As reflexões sobre cinema de Ruy Duarte vão sair em livro, "A Câmara, a Escrita e a Coisa Dita. Fitas, Textos e Palestras", e direccionam-se contra um cinema que se preocupa em preservar um mundo em desaparecimento, cristalizado em nostalgia como etnográfico, defendendo um mundo que, ao invés, se transforma.

Ruy Duarte defende que deve o "filme ser válido como cinema, útil como referência e fiel como testemunho", escreve no texto acima citado. E é assim que os filmes materializam a preocupação estética aliada à consciência política, transversal à sua obra. Nuno Porto refere que "Nelisita" (1982) "permite comentar a situação de Angola contemporânea a partir do ponto de vista dos Nyaneka.

Neste sentido o filme mostra como o Estado é apercebido localmente, de um modo 'poeticamente eficaz'".

Além do que se vai debater no ciclo e se escreveu, é importante trazer esta obra singular para o mundo académico.

Manuela Ribeiro Sanches, directora do Centro de Estudos Comparatistas da Faculdade de Letras de Lisboa, explica ao Ípsilon que Ruy Duarte de Carvalho "não faz parte do 'canône' dos estudos pós-coloniais, mas encerra temas centrais para esta orientação, tais como a perspectiva crítica sobre noções desenvolvimentistas, as narrativas do progresso, a crítica do estado-nação a partir de outras micro-histórias que este tem silenciado". É uma obra que exige disponibilidade e profundidade, e pensa incluí-lo no próximo semestre.

São as suas múltiplas perspectivas, a contrariar a visão omnisciente e o modo binário de pensar o mundo, que também o inserem no pensamento pós-colonial.
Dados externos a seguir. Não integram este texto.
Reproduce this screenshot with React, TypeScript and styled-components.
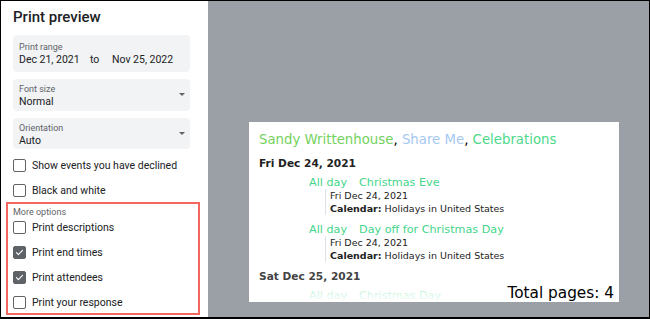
import React from "react";
import styled, { createGlobalStyle } from "styled-components";

const Global = createGlobalStyle`
  html, body { margin: 0; padding: 0; background: #fff; }
  * { box-sizing: border-box; }
`;

const Frame = styled.div`
  width: 650px;
  height: 319px;
  border: 1px solid #000;
  border-bottom-width: 2px;
  display: flex;
  overflow: hidden;
  font-family: Roboto, "Liberation Sans", sans-serif;
`;

const Sidebar = styled.div`
  width: 207px;
  flex: none;
  background: #fff;
  padding: 5px 18px 0 12px;
  display: flex;
  flex-direction: column;
`;

const Title = styled.h1`
  margin: 0;
  font-size: 15px;
  font-weight: 500;
  line-height: 22px;
  color: #202124;
`;

const Field = styled.div<{ $top: number; $pt: number; $pb: number }>`
  position: relative;
  margin-top: ${(p) => p.$top}px;
  background: #f1f3f4;
  border-radius: 4px;
  padding: ${(p) => p.$pt}px 6px ${(p) => p.$pb}px 6px;
`;

const Label = styled.div`
  font-size: 9px;
  line-height: 12px;
  color: #5f6368;
`;

const Value = styled.div`
  font-size: 10.5px;
  line-height: 14px;
  color: #202124;
  display: flex;
`;

const RangePart = styled.span<{ $w: number }>`
  width: ${(p) => p.$w}px;
`;

const Arrow = styled.span`
  position: absolute;
  right: 5px;
  top: 50%;
  margin-top: -2px;
  width: 0;
  height: 0;
  border-left: 3.5px solid transparent;
  border-right: 3.5px solid transparent;
  border-top: 3.5px solid #5f6368;
`;

const Rows = styled.div<{ $top: number }>`
  margin-top: ${(p) => p.$top}px;
  display: flex;
  flex-direction: column;
  gap: 5px;
`;

const Row = styled.label`
  height: 20px;
  display: flex;
  align-items: center;
  gap: 6px;
  font-size: 10.5px;
  color: #202124;
`;

const Box = styled.span<{ $checked?: boolean }>`
  width: 13px;
  height: 13px;
  flex: none;
  border-radius: 2px;
  border: 1.5px solid #5f6368;
  background: ${(p) => (p.$checked ? "#5f6368" : "#fff")};
  display: flex;
  align-items: center;
  justify-content: center;
`;

const Highlight = styled.div`
  margin: 2px -10px 0 -7px;
  border: 2px solid #f4675c;
  padding: 3px 5px 0 5px;
  height: 113px;
  display: flex;
  flex-direction: column;
`;

const MoreLabel = styled.div`
  font-size: 9px;
  line-height: 10px;
  color: #5f6368;
`;

const Stage = styled.div`
  flex: 1;
  background: #9aa0a6;
  padding: 121px 0 0 41px;
`;

const Page = styled.div`
  position: relative;
  width: 370px;
  height: 180px;
  background: #fff;
  overflow: hidden;
  padding: 9px 10px 0 10px;
  font-family: "DejaVu Sans", sans-serif;
  &::after {
    content: "";
    position: absolute;
    left: 0;
    right: 0;
    bottom: 0;
    height: 16px;
    background: linear-gradient(rgba(255, 255, 255, 0.6), rgba(255, 255, 255, 0.95));
  }
`;

const Calendars = styled.div`
  font-size: 13.3px;
  line-height: 17px;
  color: #000;
  white-space: nowrap;
`;

const Cal = styled.span<{ $c: string }>`
  color: ${(p) => p.$c};
`;

const DateHead = styled.div<{ $top: number; $c: string }>`
  margin-top: ${(p) => p.$top}px;
  font-size: 10.6px;
  font-weight: bold;
  line-height: 14px;
  color: ${(p) => p.$c};
  white-space: nowrap;
`;

const Event = styled.div<{ $top: number }>`
  margin-top: ${(p) => p.$top}px;
  margin-left: 50px;
  font-size: 11.2px;
  line-height: 12px;
  color: #45d68b;
  display: flex;
  gap: 12px;
  white-space: nowrap;
`;

const Details = styled.div`
  margin-left: 66px;
  border-left: 1.5px solid #dde1ea;
  padding-left: 4px;
  font-size: 9.5px;
  line-height: 13px;
  color: #222;
  white-space: nowrap;
`;

const Strong = styled.b`
  font-weight: bold;
`;

const Total = styled.div`
  position: absolute;
  right: 5px;
  bottom: 0;
  z-index: 1;
  font-size: 15.3px;
  line-height: 18px;
  color: #000;
`;

const Check = () => (
  <svg width="9" height="9" viewBox="0 0 24 24" fill="none">
    <path d="M4 12.5l5 5L20 6.5" stroke="#fff" strokeWidth="3" strokeLinecap="round" strokeLinejoin="round" />
  </svg>
);

const Option = ({ label, checked }: { label: string; checked?: boolean }) => (
  <Row>
    <Box $checked={checked}>{checked && <Check />}</Box>
    {label}
  </Row>
);

export default function App() {
  return (
    <>
      <Global />
      <Frame>
        <Sidebar>
          <Title>Print preview</Title>
          <Field $top={7} $pt={6} $pb={5}>
            <Label>Print range</Label>
            <Value>
              <RangePart $w={71}>Dec 21, 2021</RangePart>
              <RangePart $w={22}>to</RangePart>
              <span>Nov 25, 2022</span>
            </Value>
          </Field>
          <Field $top={7} $pt={4} $pb={2}>
            <Label>Font size</Label>
            <Value>Normal</Value>
            <Arrow />
          </Field>
          <Field $top={7} $pt={4} $pb={1}>
            <Label>Orientation</Label>
            <Value>Auto</Value>
            <Arrow />
          </Field>
          <Rows $top={6}>
            <Option label="Show events you have declined" />
            <Option label="Black and white" />
          </Rows>
          <Highlight>
            <MoreLabel>More options</MoreLabel>
            <Rows $top={0}>
              <Option label="Print descriptions" />
              <Option label="Print end times" checked />
              <Option label="Print attendees" checked />
              <Option label="Print your response" />
            </Rows>
          </Highlight>
        </Sidebar>
        <Stage>
          <Page>
            <Calendars>
              <Cal $c="#74d25e">Sandy Writtenhouse</Cal>, <Cal $c="#a6c8ef">Share Me</Cal>,{" "}
              <Cal $c="#4dd98a">Celebrations</Cal>
            </Calendars>
            <DateHead $top={8} $c="#222">Fri Dec 24, 2021</DateHead>
            <Event $top={7}>
              <span>All day</span>
              <span>Christmas Eve</span>
            </Event>
            <Details>
              <div>Fri Dec 24, 2021</div>
              <div>
                <Strong>Calendar:</Strong> Holidays in United States
              </div>
            </Details>
            <Event $top={9}>
              <span>All day</span>
              <span>Day off for Christmas Day</span>
            </Event>
            <Details>
              <div>Fri Dec 24, 2021</div>
              <div>
                <Strong>Calendar:</Strong> Holidays in United States
              </div>
            </Details>
            <DateHead $top={7} $c="#444">Sat Dec 25, 2021</DateHead>
            <Event $top={7}>
              <span>All day</span>
              <span>Christmas Day</span>
            </Event>
            <Total>Total pages: 4</Total>
          </Page>
        </Stage>
      </Frame>
    </>
  );
}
É a receptividade de Ruy Duarte de Carvalho para com o lugar para onde viaja. A professora destaca as narrativas de viagem, as tais entre a literatura e antropologia, que convocam a oralidade e a visão.

Viagens não só entre lugares, mas entre livros, entre as sociedades tradicionais e modernas, entre centros e periferias. Viagem do mundo dos sentidos, também filosóficas e espirituais, onde Ruy Duarte de Carvalho deixa na paisagem o eco daquele que dá a ver. Um instrumento de percepção que advém da emoção (ou a subjectividade que enriqueceu a antropologia).

Ao dramaturgo Rui Guilherme Lopes, que em 2003 adaptou (tentando manter a estrutura original) o livro "Vou lá Visitar Pastores" para uma encenação e interpretação de Manuel Wiborg, que vai ser agora reposta, fascinou-o "aquela dedicação, o cuidado com que eram apontados detalhes, mas com que ao mesmo tempo se pedia, ou enunciava, a atenção, uma atenção especial para com aquelas pessoas".

Em "Escolher o Deserto", título do texto do também antropólogo e poeta Luís Quintais, escreve-se que o deserto é "a geografia de autopercepção sem fim que o silêncio reclama" e "aquele que procura o deserto, aquele que reclama a escassez e o silêncio" tem de conhecer-se a si, do corpo para o mundo. Ruy Duarte de Carvalho, que se tem dado a "um exaustivo labor" nesse autoconhecimento de dentro e fora, dá-nos a ver a reunião das tantas ramificações e a arrumação da hibridez, mas dependerá do ângulo em que se vai colocando o caleidoscópio. Trabalho de sobra para nós também.

A motivação de sempre para o exaustivo labor? "Existir obriga a ser... e cada um vai tentando ser como acha que sim e acabando sendo como afinal é mesmo", responde-nos o artista que, no final, é na condição de cidadão comum que gosta de ser apreciado e levado a sério.